We dropped down various jigs a sparkly little spinners and they began to come in.  There were fewer today, but they were running bigger.  Nice sized, fillet-able fish swimming 5 to 7 feet below.  Today's visibility was not as good as yesterday and we can never understand why. 

Conditions were about the same with a partly cloudy day, but nonetheless, the sunnies below were bigger and a bit more picky.  All of a sudden, a 5 lb northern pick glided across in the shallow depths below.  The sunnies blew the popstand at that point and then some really nice sized largemouth bass came in for a look.  Even though the sunnies are good sized, those bass come in and they are huge.  2.5 to 4  pounders stopping in to see if they want that tiny #14 tungsten jig with a little bit of plastic on the hook.  It gets your adrenalin flowing because these are really nice fish.
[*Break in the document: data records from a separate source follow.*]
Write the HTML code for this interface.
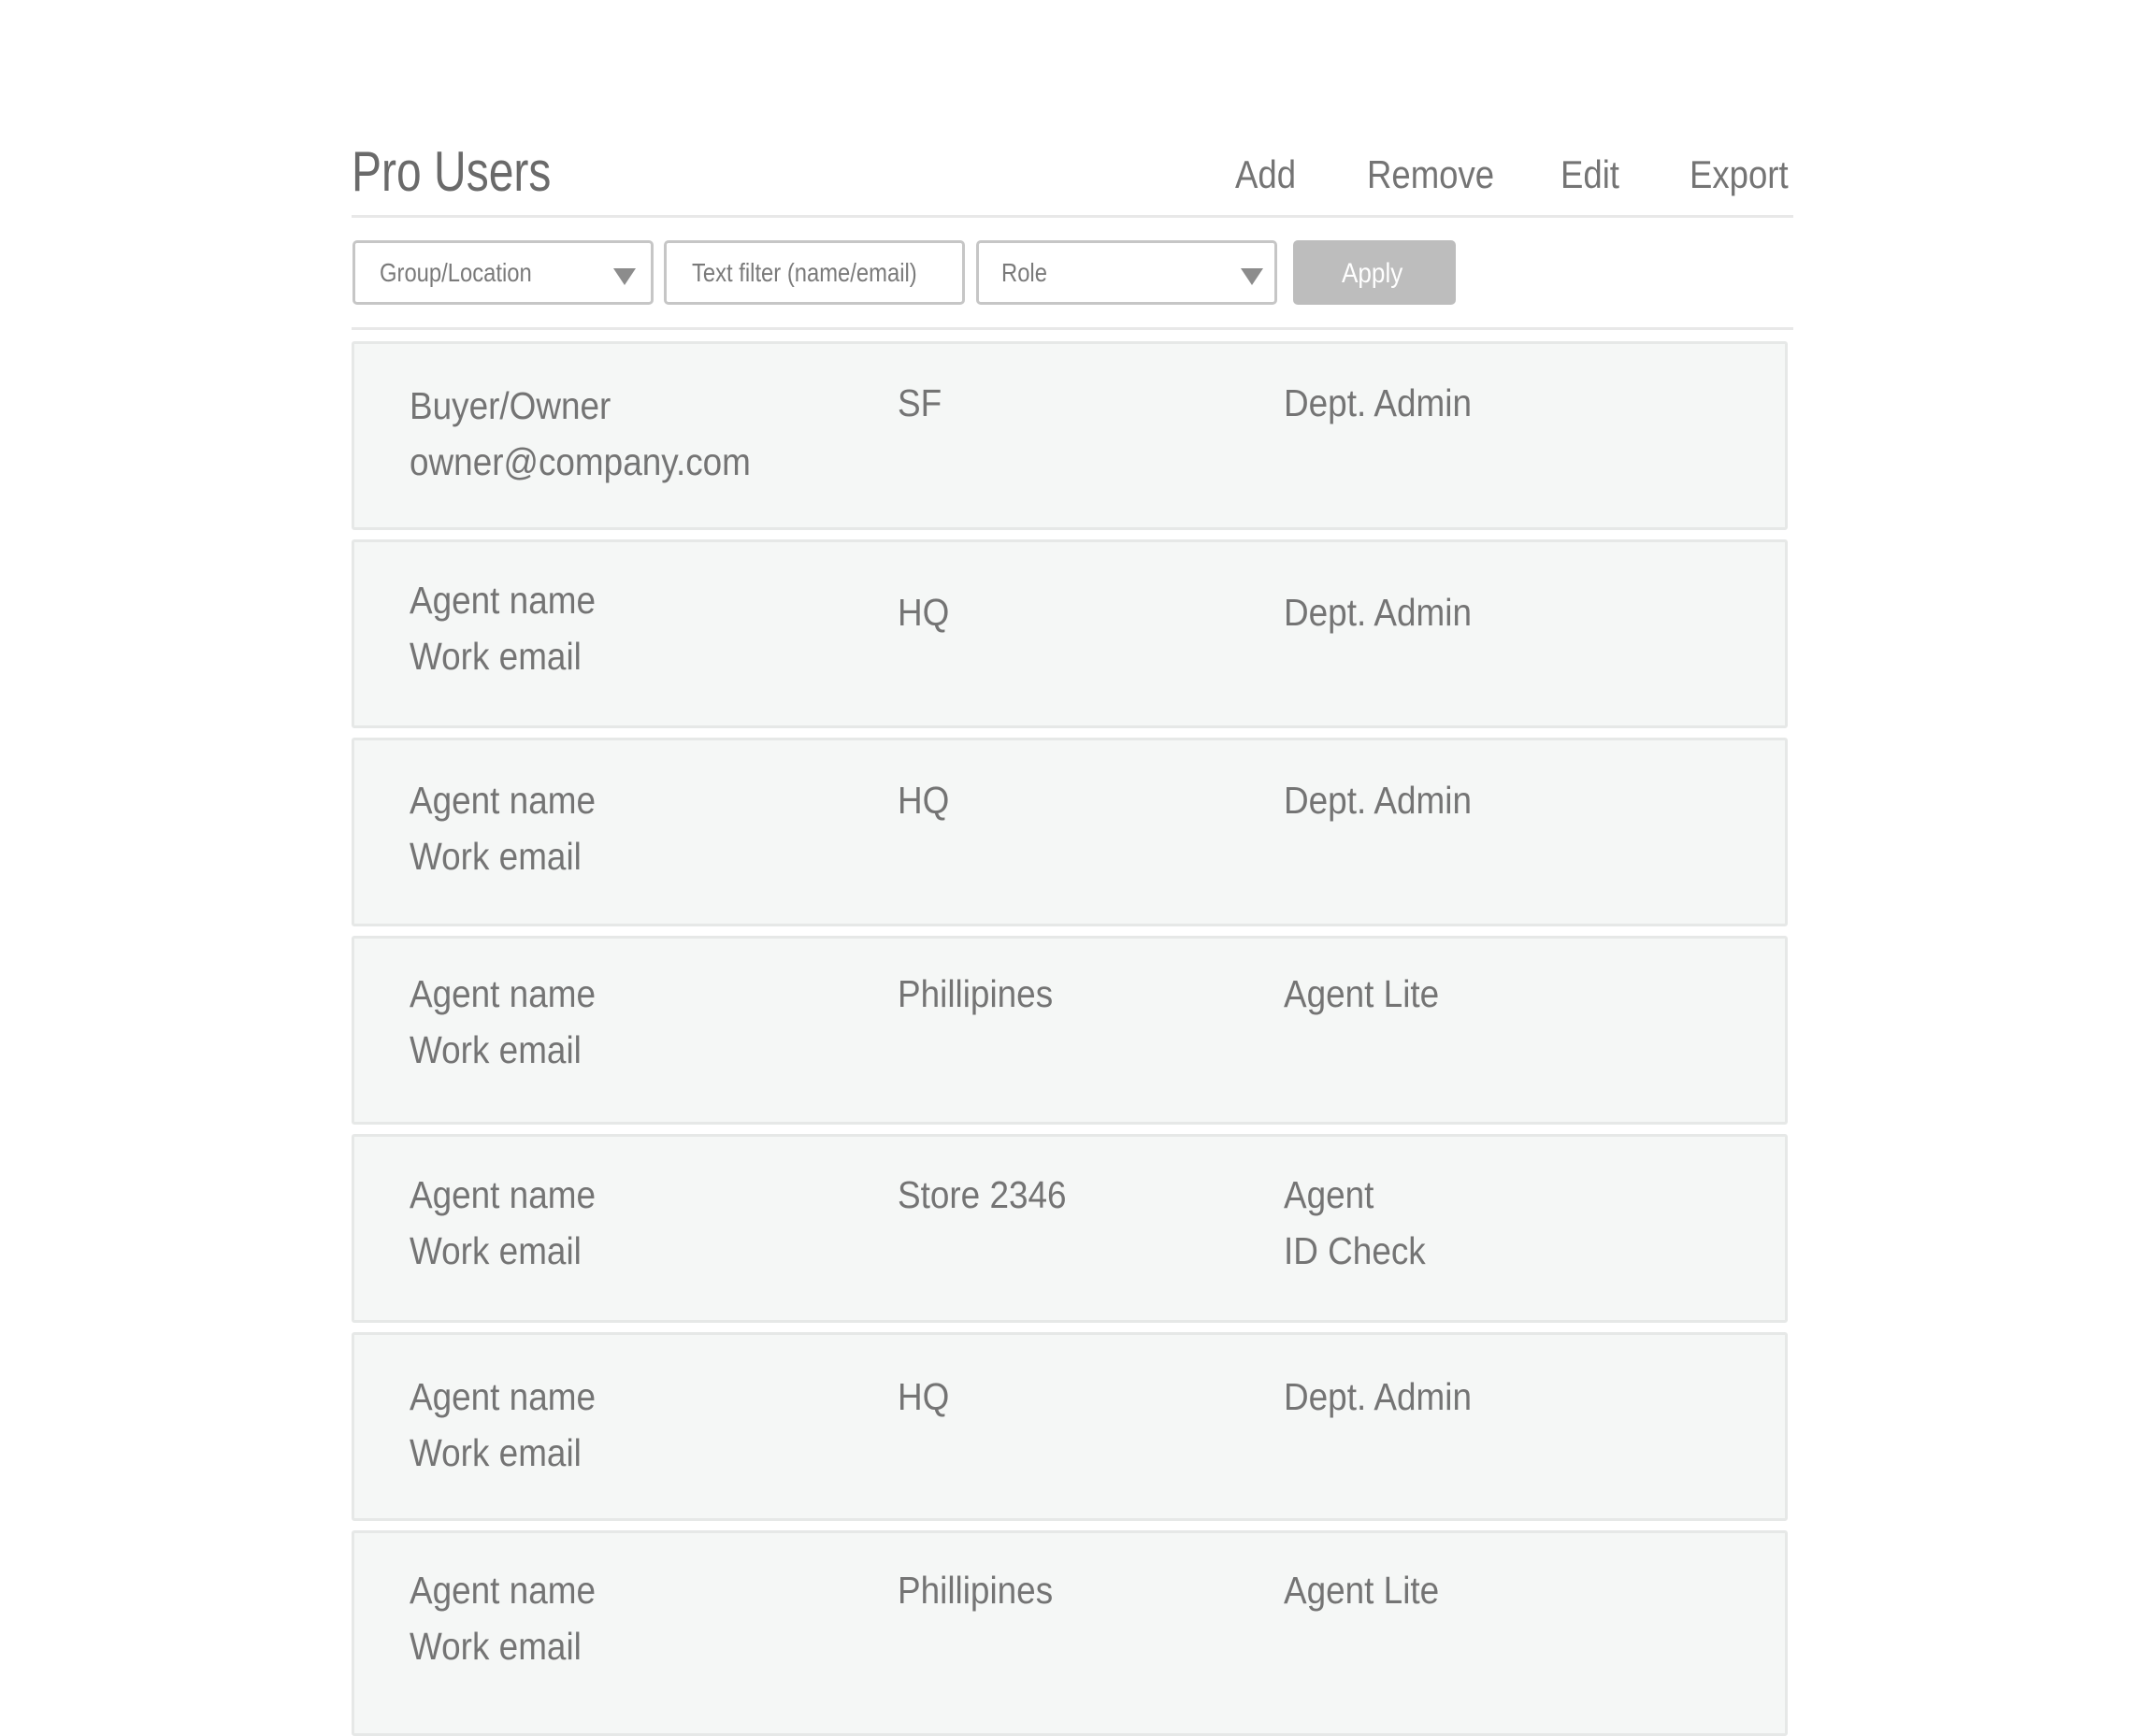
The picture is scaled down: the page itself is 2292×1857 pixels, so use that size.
<!DOCTYPE html>
<html><head><meta charset="utf-8"><style>
*{margin:0;padding:0;box-sizing:border-box}
body{width:2292px;height:1830px;background:#fff;position:relative;overflow:hidden;font-family:"Liberation Sans",sans-serif;color:#747474}
.t{position:absolute;white-space:nowrap;line-height:1;transform:scaleX(.87);transform-origin:left top}
.hr{position:absolute;left:376px;width:1542px;height:3px;background:#e8e8e8}
.box{position:absolute;top:257px;height:69px;border:3px solid #c6c6c6;border-radius:5px;background:#fff}
.tri{position:absolute;top:287px;width:0;height:0;border-left:12px solid transparent;border-right:12px solid transparent;border-top:18px solid #8c8c8c}
.row{position:absolute;left:376px;width:1536px;height:202px;background:#f5f7f6;border:3px solid #e6e8e7;border-radius:3px}
.b{font-size:41px;transform:scaleX(.9)}
.f{font-size:28px;color:#7a7a7a;transform:scaleX(.85)}
</style></head><body>
<div class="t" style="left:376px;top:154px;font-size:60px;color:#6a6a6a;transform:scaleX(.8)">Pro Users</div>
<div class="t" style="left:1321px;top:166px;font-size:42px">Add</div>
<div class="t" style="left:1462px;top:166px;font-size:42px">Remove</div>
<div class="t" style="left:1669px;top:166px;font-size:42px">Edit</div>
<div class="t" style="left:1807px;top:166px;font-size:42px">Export</div>
<div class="hr" style="top:230px"></div>

<div class="box" style="left:377px;width:322px"></div>
<div class="t f" style="left:406px;top:278px">Group/Location</div>
<div class="tri" style="left:656px"></div>
<div class="box" style="left:710px;width:322px"></div>
<div class="t f" style="left:740px;top:278px">Text filter (name/email)</div>
<div class="box" style="left:1044px;width:322px"></div>
<div class="t f" style="left:1071px;top:278px">Role</div>
<div class="tri" style="left:1327px"></div>
<div style="position:absolute;left:1383px;top:257px;width:174px;height:69px;background:#bdbdbd;border-radius:5px"></div>
<div class="t" style="left:1435px;top:278px;font-size:30px;color:#fff">Apply</div>
<div class="hr" style="top:350px"></div>

<div class="row" style="top:365px"></div>
<div class="row" style="top:577px"></div>
<div class="row" style="top:789px"></div>
<div class="row" style="top:1001px"></div>
<div class="row" style="top:1213px"></div>
<div class="row" style="top:1425px"></div>
<div class="row" style="top:1637px;height:220px"></div>

<div class="t b" style="left:438px;top:414px">Buyer/Owner</div>
<div class="t b" style="left:438px;top:474px">owner@company.com</div>
<div class="t b" style="left:960px;top:411px">SF</div>
<div class="t b" style="left:1373px;top:411px">Dept. Admin</div>

<div class="t b" style="left:438px;top:622px">Agent name</div>
<div class="t b" style="left:438px;top:682px">Work email</div>
<div class="t b" style="left:960px;top:635px">HQ</div>
<div class="t b" style="left:1373px;top:635px">Dept. Admin</div>

<div class="t b" style="left:438px;top:836px">Agent name</div>
<div class="t b" style="left:438px;top:896px">Work email</div>
<div class="t b" style="left:960px;top:836px">HQ</div>
<div class="t b" style="left:1373px;top:836px">Dept. Admin</div>

<div class="t b" style="left:438px;top:1043px">Agent name</div>
<div class="t b" style="left:438px;top:1103px">Work email</div>
<div class="t b" style="left:960px;top:1043px">Phillipines</div>
<div class="t b" style="left:1373px;top:1043px">Agent Lite</div>

<div class="t b" style="left:438px;top:1258px">Agent name</div>
<div class="t b" style="left:438px;top:1318px">Work email</div>
<div class="t b" style="left:960px;top:1258px">Store 2346</div>
<div class="t b" style="left:1373px;top:1258px">Agent</div>
<div class="t b" style="left:1373px;top:1318px">ID Check</div>

<div class="t b" style="left:438px;top:1474px">Agent name</div>
<div class="t b" style="left:438px;top:1534px">Work email</div>
<div class="t b" style="left:960px;top:1474px">HQ</div>
<div class="t b" style="left:1373px;top:1474px">Dept. Admin</div>

<div class="t b" style="left:438px;top:1681px">Agent name</div>
<div class="t b" style="left:438px;top:1741px">Work email</div>
<div class="t b" style="left:960px;top:1681px">Phillipines</div>
<div class="t b" style="left:1373px;top:1681px">Agent Lite</div>
</body></html>
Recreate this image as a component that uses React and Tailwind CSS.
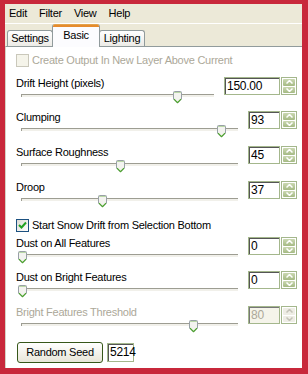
import React from 'react'

const Thumb = ({ left }) => (
  <svg className="absolute top-[1px]" style={{ left }} width="9" height="13" viewBox="0 0 9 13">
    <path d="M1.5 0.5 h6 a1 1 0 0 1 1 1 v6.5 l-4 4 l-4 -4 v-6.5 a1 1 0 0 1 1 -1z" fill="#F3F3EF" stroke="#98A0A6" />
    <path d="M1 1.5 h7" stroke="#B9D7A6" />
    <path d="M1 8.2 l3.5 3.5 l3.5 -3.5" fill="none" stroke="#4CA52C" strokeWidth="1.2" />
  </svg>
)

const Spin = ({ value, width, disabled }) => (
  <div className="flex gap-[1px] h-[18px] mt-[1px]">
    <div className={`border border-[#A4B78C] h-full ${disabled ? 'bg-[#F5F4EA]' : 'bg-white'}`} style={{ width }}>
      <div className={`h-full pl-[2px] leading-[16px] text-[12px] shadow-[inset_1px_1px_0_#555] ${disabled ? 'text-[#ACA899] shadow-[inset_1px_1px_0_#777]' : 'text-black'}`}>{value}</div>
    </div>
    <div className="w-[16px] h-full flex flex-col gap-[1px] border border-[#A4B78C] p-[1px]">
      {['up', 'down'].map((d) => (
        <div key={d} className={`flex-1 flex items-center justify-center rounded-[1px] ${disabled ? 'bg-[#EEEDE5]' : 'bg-gradient-to-b from-[#CBD8B2] to-[#A5BA84]'}`}>
          <svg width="7" height="4" viewBox="0 0 7 4">
            {d === 'up'
              ? <path d="M0.5 3.5 L3.5 0.5 L6.5 3.5" fill="none" stroke={disabled ? '#C4C3B8' : '#fff'} strokeWidth="1.5" />
              : <path d="M0.5 0.5 L3.5 3.5 L6.5 0.5" fill="none" stroke={disabled ? '#C4C3B8' : '#fff'} strokeWidth="1.5" />}
          </svg>
        </div>
      ))}
    </div>
  </div>
)

const Param = ({ label, value, width = 32, thumb, disabled, h = 'h-[35px]' }) => (
  <div className={`flex ${h}`}>
    <div className="flex-1 mr-[10px] flex flex-col">
      <div className={`h-[14px] leading-[14px] ${disabled ? 'text-[#ACA899]' : 'text-black'}`}>{label}</div>
      <div className="relative h-[20px]">
        <div className="ml-[5px] mt-[4px] h-[3px] border-t border-l border-[#9D9D92] bg-[#F1F0EA] border-b-white" />
        <Thumb left={thumb} />
      </div>
    </div>
    <Spin value={value} width={width} disabled={disabled} />
  </div>
)

const Check = ({ checked, disabled, label }) => (
  <div className="flex items-center h-[13px]">
    <div className={`w-[13px] h-[13px] border flex items-center justify-center ${disabled ? 'border-[#CAC8BB] bg-[#F5F4EA]' : 'border-[#1C5180] bg-gradient-to-br from-[#DCDBD4] to-white'}`}>
      {checked && (
        <svg width="9" height="9" viewBox="0 0 9 9">
          <path d="M1 4 L3.5 6.5 L8 1.5" fill="none" stroke="#21A121" strokeWidth="2" />
        </svg>
      )}
    </div>
    <span className={`ml-[3px] ${disabled ? 'text-[#ACA899]' : 'text-black'}`}>{label}</span>
  </div>
)

export default function App() {
  return (
    <div className="w-[308px] h-[374px] bg-[#C8283B] pl-[5px] pt-[4px] pr-[6px] pb-[6px] font-['Liberation_Sans',Arial,sans-serif] text-[11px] tracking-[-0.25px]">
      <div className="h-full flex flex-col bg-[#ECE9D8]">
        <div className="h-[19px] flex items-center gap-[12px] pl-[4px] text-black border-b border-white box-content">
          <span>Edit</span>
          <span>Filter</span>
          <span>View</span>
          <span>Help</span>
        </div>
        <div className="h-[22px] flex items-end pl-[2px]">
          <div className="w-[46px] h-[16px] border border-b-0 border-[#919B9C] rounded-t-[3px] bg-gradient-to-b from-white to-[#ECEBE6] flex items-center justify-center">Settings</div>
          <div className="relative z-10 w-[48px] h-[23px] -mb-[1px] -mx-[1px] border-x border-[#919B9C] rounded-t-[3px] bg-[#FCFCFE] flex flex-col">
            <div className="h-[3px] rounded-t-[2px] bg-[#E68B2C] border-t border-[#E2A34C]" />
            <div className="flex-1 flex items-center justify-center pb-[3px]">Basic</div>
          </div>
          <div className="w-[46px] h-[16px] border border-b-0 border-[#919B9C] rounded-t-[3px] bg-gradient-to-b from-white to-[#ECEBE6] flex items-center justify-center">Lighting</div>
        </div>
        <div className="flex-1 bg-white border-t border-[#919B9C] border-l border-l-[#D5D3C6] pl-[10px] pr-[5px] pt-[7px] flex flex-col">
          <Check disabled label="Create Output In New Layer Above Current" />
          <div className="mt-[9px]">
            <Param label="Drift Height (pixels)" value="150.00" width={56} thumb={157} h="h-[34px]" />
            <Param label="Clumping" value="93" thumb={201} />
            <Param label="Surface Roughness" value="45" thumb={100} />
            <Param label="Droop" value="37" thumb={82} />
          </div>
          <div className="mt-[4px]">
            <Check checked label="Start Snow Drift from Selection Bottom" />
          </div>
          <div className="mt-[4px]">
            <Param label="Dust on All Features" value="0" thumb={2} h="h-[34px]" />
            <Param label="Dust on Bright Features" value="0" thumb={2} />
            <Param label="Bright Features Threshold" value="80" thumb={173} disabled />
          </div>
          <div className="flex items-center gap-[4px] mt-[2px] ml-[1px]">
            <button className="w-[86px] h-[21px] border border-[#37571A] rounded-[3px] bg-gradient-to-b from-white to-[#E8E6D8] text-black">Random Seed</button>
            <div className="w-[27px] h-[19px] border border-[#A4B78C]">
              <div className="h-full pl-[2px] leading-[17px] text-[12px] shadow-[inset_1px_1px_0_#555]">5214</div>
            </div>
          </div>
        </div>
      </div>
    </div>
  )
}
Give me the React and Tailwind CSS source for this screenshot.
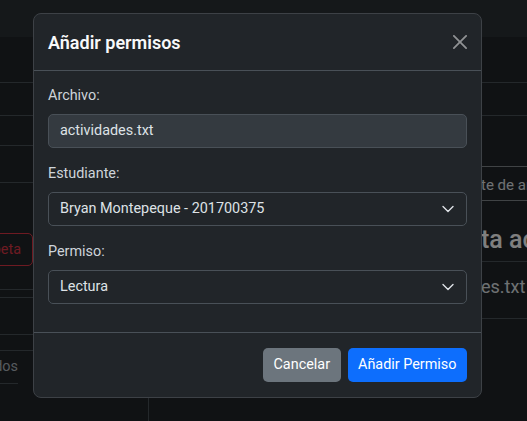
import React from 'react';

function CloseIcon() {
  return (
    <svg className="h-[14px] w-[14px]" viewBox="0 0 16 16" fill="#ffffff">
      <path d="M.293.293a1 1 0 0 1 1.414 0L8 6.586 14.293.293a1 1 0 1 1 1.414 1.414L9.414 8l6.293 6.293a1 1 0 0 1-1.414 1.414L8 9.414l-6.293 6.293a1 1 0 0 1-1.414-1.414L6.586 8 .293 1.707a1 1 0 0 1 0-1.414z" />
    </svg>
  );
}

function Chevron() {
  return (
    <svg className="h-[8px] w-[12px]" viewBox="0 0 12 8" fill="none" stroke="#dee2e6" strokeLinecap="round" strokeLinejoin="round" strokeWidth={1.4}>
      <path d="M1 1.5 6 6.5 11 1.5" />
    </svg>
  );
}

function Field({ label, children }) {
  return (
    <div>
      <label className="mb-[7px] block text-[14.4px] leading-[22px] text-[#ced4da]">{label}</label>
      {children}
    </div>
  );
}

function Select({ value }) {
  return (
    <div className="flex h-[34px] items-center justify-between rounded-[5px] border border-[#495057] bg-[#212529] pl-[11px] pr-[12px] text-[14.4px] text-[#dee2e6]">
      <span>{value}</span>
      <Chevron />
    </div>
  );
}

// text split so that the part not covered by the modal starts at a fixed column
function Behind({ head, tail, className }) {
  return (
    <div className={`flex whitespace-nowrap ${className}`}>
      <span className="w-[316px] shrink-0 overflow-hidden text-right">{head}</span>
      <span>{tail}</span>
    </div>
  );
}

function Modal() {
  return (
    <div className="w-[449px] overflow-hidden rounded-[8px] border border-[#3d4146] bg-[#212529]">
      {/* Header */}
      <div className="flex h-[57px] items-center justify-between border-b border-[#495057] px-[14px]">
        <h5 className="text-[18px] font-semibold text-[#f8f9fa]">Añadir permisos</h5>
        <button className="opacity-50" aria-label="Close">
          <CloseIcon />
        </button>
      </div>

      {/* Body */}
      <div className="flex flex-col gap-[15px] px-[14px] pt-[14px] pb-[28px]">
        <Field label="Archivo:">
          <div className="flex h-[34px] items-center rounded-[5px] border border-[#495057] bg-[#343a40] px-[11px] text-[14.4px] text-[#dee2e6]">
            actividades.txt
          </div>
        </Field>
        <Field label="Estudiante:">
          <Select value="Bryan Montepeque - 201700375" />
        </Field>
        <Field label="Permiso:">
          <Select value="Lectura" />
        </Field>
      </div>

      {/* Footer */}
      <div className="flex justify-end gap-[7px] border-t border-[#495057] px-[14px] pt-[15px] pb-[15px]">
        <button className="h-[34px] rounded-[5px] bg-[#6c757d] px-[10.5px] text-[14.4px] text-white">Cancelar</button>
        <button className="h-[34px] rounded-[5px] bg-[#0d6efd] px-[10.5px] text-[14.4px] text-white">Añadir Permiso</button>
      </div>
    </div>
  );
}

function Background() {
  return (
    <div className="flex h-full flex-col">
      <div className="h-[37px] bg-[#2b3035]" />
      <div className="h-[46px] border-b border-[#495057]" />
      <div className="h-[33px] border-b border-[#495057]" />
      <div className="flex flex-1">
        {/* Sidebar */}
        <aside className="w-[149px] border-r border-[#495057]">
          <div className="h-[30px] border-b border-[#495057]" />
          <div className="h-[37px] border-b border-[#495057]" />
          <div className="mt-[50px] flex w-[33px] justify-end">
            <button className="h-[33px] shrink-0 whitespace-nowrap rounded-[5px] border border-[#dc3545] px-[11px] text-[14.4px] text-[#dc3545]">
              Eliminar Carpeta
            </button>
          </div>
          <div className="h-[24px] border-b border-[#495057]" />
          <div className="h-[8px] border-b border-[#495057]" />
          <div className="h-[37px] border-b border-[#495057]" />
          <div className="h-[16px] border-b border-[#495057]" />
          <div className="flex h-[33px] w-[18px] items-center justify-end border-b border-[#495057]">
            <span className="shrink-0 whitespace-nowrap text-[14.4px] text-[#adb5bd]">Archivos compartidos</span>
          </div>
        </aside>

        {/* Main */}
        <main className="flex-1 overflow-hidden pl-[16px]">
          <div className="mt-[50px] flex h-[35px] items-center border-y border-[#80868b] pt-[3px]">
            <Behind className="text-[15px] text-[#dee2e6]" head="Seleccione el repor" tail="te de archivos" />
          </div>
          <div className="h-[61px] border-b border-[#495057] pt-[24px]">
            <Behind className="text-[25px] font-medium leading-[30px] text-white" head="Contenido de carpe" tail="ta actual" />
          </div>
          <div className="h-[57px] border-b border-[#495057] pt-[13px]">
            <Behind className="text-[18px] leading-[24px] text-[#dee2e6]" head="Archivo: actividad" tail="es.txt" />
          </div>
        </main>
      </div>
    </div>
  );
}

export default function App() {
  return (
    <div className="relative h-[421px] w-[527px] overflow-hidden bg-[#212529] font-['Roboto',sans-serif] text-[#dee2e6]">
      <Background />
      <div className="absolute inset-0 bg-black/50" />
      <div className="absolute inset-0 pl-[33px] pt-[13px]">
        <Modal />
      </div>
    </div>
  );
}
But nope, they swam by. After all that fish activity going by, it takes the bluegills about 30 minutes to come back after the head bluegill declares the coast to be clear.

I have 5 rods on the ice floor of our living room on the lake.  Each is rigged with a different jig & different plastics.  Most of the stuff I use is tungsten.  When the school is passing through, one must keep their interest for them to stick around.  So, if they are slow moving to one lure, crank up fast and drop another.  Must have been the air-pressure, but they were only moderately interested in what we were offering.  There was my dad setting the hook and saying "aarrggh!" and and me doing the same while declaring  "dang it!".  The fish below would suck in a jig completely. To hook them requires an immediate hookset.  You're like a coiled spring with a trip wire.  Trouble is that inexplicably, you can set the hook and miss them time and again despite their having inhaled the entire jig.  We call it "flipping them"  when we set a hook and it pulls them up and they flip a sideways somersault and swim away dazed but unharmed.  To avoid frequent flipping, we tried letting them take it for one second and they spit it out in slightly less than one second.  Their little bluegill tongues must quickly identify plastic.  We finally moved to tungsten bead head flies made by Cortland with no plastic and caught a few, flipped a few more.

Then, in a blast of sunfish panic, those slow-moving fish dispersed in all directions like spokes on a bicycle wheel.  Big northern coming through like a German U-boat on the hunt.  The bluegills beneath his level could hear the "ping" as the big green U-boat glided methodically overhead.  To hide, they descended deeper & deeper, closer to the bottom, holding their breath, beads of sweat rolling off their gill covers.  Minutes changed to hours as that big predator swam between them and the two faces staring down the holes in the ice above watching and waiting.  And waiting. And waiting.

Dang northern scared everybody off.  We sat for another 30 minutes with 5 bluegills on the ice and nobody was returning back to that spot.  My dad and I finally gave up.  We knocked down the tent, loaded the sled and cranked up our machines and headed home.   Had we caught every fish we saw including some very large perch, we'd have had fish laying all over the ice.  There certainly is no shortage of fish in Jasper.  Keeping them on the hook is the tricky part.